Each parent will make the adjustment in his or her own time.
·
Work to keep your emotions under wrap. If you
burst into tears every time you speak to your student, he or she
may either feel even worse about being in school than s/he
already does, and /or stop talking to you altogether!
·
Try not to focus conversations on problems or
uncertainties that you're facing in your life. Help your student
focus on new goals or activities in his or her life.
·
Try to limit any other major changes in your life
for now. Sending a student to college is enough of a shock.
Changing jobs or moving to a new house could send everyone over
the edge!
·
Don't try and fill your life with new commitments
to fill the void left by your child going to college. Focus on
yourself for awhile or other members of your family.
If you have other children still at home, here are some other
points to keep in mind:
·
Keep your sense of loss or grief under wraps. If
your other children see that you're very upset, they may get the
feeling that you value the college student more than you do
them.
·
Don't try and turn one of the remaining siblings
into a mirror image of the one who's gone to college. Both
children will resent it.
Remember that this is a time of transition for both you and
your student. Keep the lines of communication open!
Staying Connected
How can you "let go" of your student without cutting off your
love and support? It's not as hard as you might think. In
general, students simply like to communicate with their loved
ones at home on their own terms, at their own times. This is
the most important thing to keep in mind.

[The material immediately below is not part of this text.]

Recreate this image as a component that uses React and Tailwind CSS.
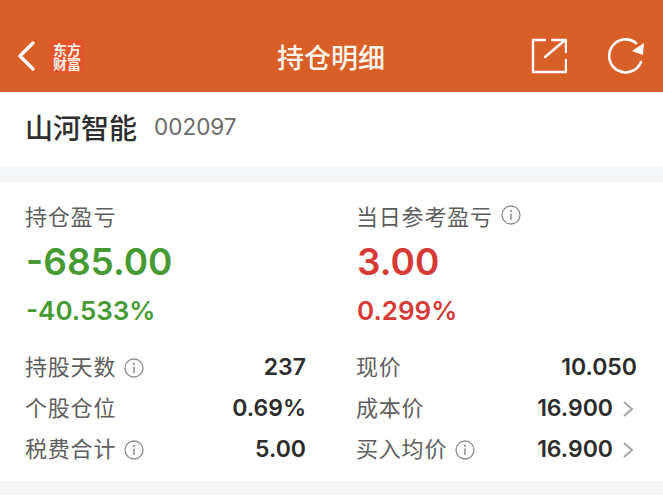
const CJK = { fontFamily: '"Noto Sans CJK SC", sans-serif' };
const NUM = { fontFamily: '"Inter", "Liberation Sans", sans-serif' };

function Info() {
  return (
    <svg width="20" height="20" viewBox="0 0 20 20" fill="none" stroke="#8c8c8c" className="shrink-0">
      <circle cx="10" cy="10" r="9" strokeWidth="1.3" />
      <circle cx="10" cy="5.8" r="1.1" fill="#8c8c8c" stroke="none" />
      <path d="M10 8.6v6.4" strokeWidth="1.5" />
    </svg>
  );
}

function Chevron() {
  return (
    <svg width="13" height="18" viewBox="0 0 13 18" fill="none" stroke="#a6a6a6" strokeWidth="2" className="mr-[2px] shrink-0">
      <path d="M2 2l8 7-8 7" />
    </svg>
  );
}

function Row({ label, value, info, chevron }) {
  return (
    <div className="flex h-[41px] items-center justify-between">
      <div className="flex items-center gap-[8px]">
        <span className="ml-[-1px] mt-[-5px] text-[22px] leading-none tracking-[0.8px] text-[#5e5e5e]" style={CJK}>{label}</span>
        {info && <Info />}
      </div>
      <div className="flex items-center gap-[9px]">
        <span className="text-[23px] font-semibold leading-none text-[#2c2c2c]" style={NUM}>{value}</span>
        {chevron && <Chevron />}
      </div>
    </div>
  );
}

export default function App() {
  return (
    <div className="flex h-[500px] w-[663px] flex-col overflow-hidden bg-white">
      <header className="grid h-[92px] grid-cols-3 items-center bg-[#d85f27] pr-[18px] pl-[17px] pt-[20px] text-white">
        <div className="flex items-center gap-[14px]">
          <svg width="19" height="32" viewBox="0 0 19 32" fill="none" stroke="#fff" strokeWidth="3.4" strokeLinecap="round" strokeLinejoin="round">
            <path d="M16 3L3 16l13 13" />
          </svg>
          <div className="flex h-[33px] w-[34px] items-center justify-center bg-[#e5532b]">
            <div className="w-[28px] break-all text-center text-[14px] font-bold leading-[14px] text-[#fff3ea]" style={CJK}>东方财富</div>
          </div>
        </div>
        <div className="whitespace-nowrap text-center text-[27px] font-medium leading-none text-[#fff5ec]" style={CJK}>持仓明细</div>
        <div className="flex items-center justify-end gap-[41px]">
          <svg width="36" height="36" viewBox="0 0 36 36" fill="none" stroke="#fff" strokeWidth="2.4" strokeLinecap="round" strokeLinejoin="round">
            <path d="M14 2H2v32h33V22" />
            <path d="M14 19L33 3" />
            <path d="M21 2h14v12" />
          </svg>
          <svg width="37" height="36" viewBox="0 0 37 36" fill="none" stroke="#fff" strokeWidth="2.6" strokeLinecap="round">
            <path d="M33 24A16.5 16.5 0 1 1 28 5" />
            <path d="M36 5L35 17 24 13Z" fill="#fff" stroke="none" />
          </svg>
        </div>
      </header>

      <section className="flex h-[74px] items-center gap-[17px] px-[26px] pb-[4px]">
        <span className="ml-[-1px] text-[28px] font-medium leading-none text-[#2e2e2e]" style={CJK}>山河智能</span>
        <span className="text-[22.5px] leading-none text-[#6a6a6a]" style={NUM}>002097</span>
      </section>

      <div className="h-[16px] bg-[#f5f6f8]" />

      <section className="flex flex-col px-[26px]">
        <div className="flex pt-[19px]">
          <div className="w-[331px]">
            <div className="ml-[-1px] h-[28px] text-[22px] leading-[28px] tracking-[0.8px] text-[#5e5e5e]" style={CJK}>持仓盈亏</div>
            <div className="mt-[10px] text-[37px] font-semibold leading-[46px] text-[#479a33]" style={NUM}>-685.00</div>
            <div className="mt-[11px] text-[26px] font-semibold leading-[30px] text-[#479a33]" style={NUM}>-40.533%</div>
          </div>
          <div className="flex-1">
            <div className="flex h-[28px] items-center gap-[8px]">
              <span className="ml-[-1px] text-[22px] leading-[28px] tracking-[0.8px] text-[#5e5e5e]" style={CJK}>当日参考盈亏</span>
              <Info />
            </div>
            <div className="mt-[10px] text-[37px] font-semibold leading-[46px] text-[#d63a37]" style={NUM}>3.00</div>
            <div className="mt-[11px] text-[26px] font-semibold leading-[30px] text-[#d63a37]" style={NUM}>0.299%</div>
          </div>
        </div>

        <div className="mt-[21px] flex">
          <div className="mr-[51px] w-[280px]">
            <Row label="持股天数" value="237" info />
            <Row label="个股仓位" value="0.69%" />
            <Row label="税费合计" value="5.00" info />
          </div>
          <div className="flex-1">
            <Row label="现价" value="10.050" />
            <Row label="成本价" value="16.900" chevron />
            <Row label="买入均价" value="16.900" info chevron />
          </div>
        </div>
      </section>

      <div className="mt-[11px] h-[14px] bg-[#f5f6f8]" />
      <div className="flex-1" />
    </div>
  );
}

Here are some ways that you can stay connected without
infringing on your student's new-found freedom:
·
Provide your student with a pre-paid phone card
that he or she can use at any time. It's a gentle way of
reminding your child to stay in touch. Some parents establish an
agreement with their student that they will pay for a cell phone
if the student agrees to call home with a certain frequency, but
when the student wants to.
·
Communicate via e-mail. It's inexpensive and
enables the student to communicate with you as his or her
schedule allows.
·
Write letters. Students really look forward to the
mail delivery every day, even though they don't always have the
time to write or call in response. Don't take it personally.
·
The ISU office of Student Affairs has a web site
with further information for parents (http://www.indstate.edu/site/st-aff/index_1429.html).
It contains important information about what's happening at the
school and tips for parenting a college student.
·
Send small care packages with items such as food
treats, quarters for doing laundry, flowers, and local news
clippings.
·
Make every effort to visit your student during
Family Day. For 2005, Family Day is Saturday September 24th.

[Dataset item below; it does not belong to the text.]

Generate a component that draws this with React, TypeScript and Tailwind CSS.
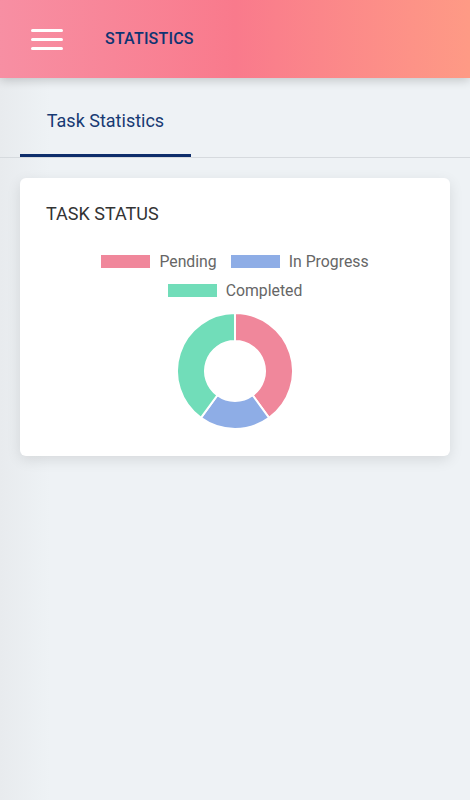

Don't plan to spend every minute of the day with your student.
Let him or her set the tone for how the weekend is spent.
·
Allow yourself to be a "shoulder to cry on."
College can be stressful and frustrating for many students. When
your student calls or writes, just take in the information and
don't be judgmental. Often, the student isn't asking for a
solution to the problem, he or she just wants to let out some
feelings.
If your main form of communication is the telephone, here are
some ideas for getting the most out of your conversations:
·
Make a list of items you want to discuss with your
student. Keep it near the phone so that when s/he calls, you can
cover any important topics.
·
Begin your calls with positive news, information
that's not controversial. Don't put a damper on the conversation
by immediately bringing up bad news.
·
Share news about yourself and life at home, but
don't go on and on about people your student doesn't know or
like.
·
Let your student determine the length of your
talk. S/He may need to study or go to class. Controlling the
amount of conversation is also another way your child can
exercise his or her freedom. If you need more time, ask to
schedule some uninterrupted time to talk.
·
Don't ask a question if you really don't want to
hear the answer. If you respond in a judgmental fashion to
something your child tells you, it will limit how much he or she
shares with you in the future.
For more information, pick up a copy of “Letting Go: A
Parents’ Guide to Understanding the College Years” by Karen
Coburn and Madge Treeger.
Adapted from a publication from the
Minnesota Higher
Education Services Office (http://www.mheso.state.mn.us/)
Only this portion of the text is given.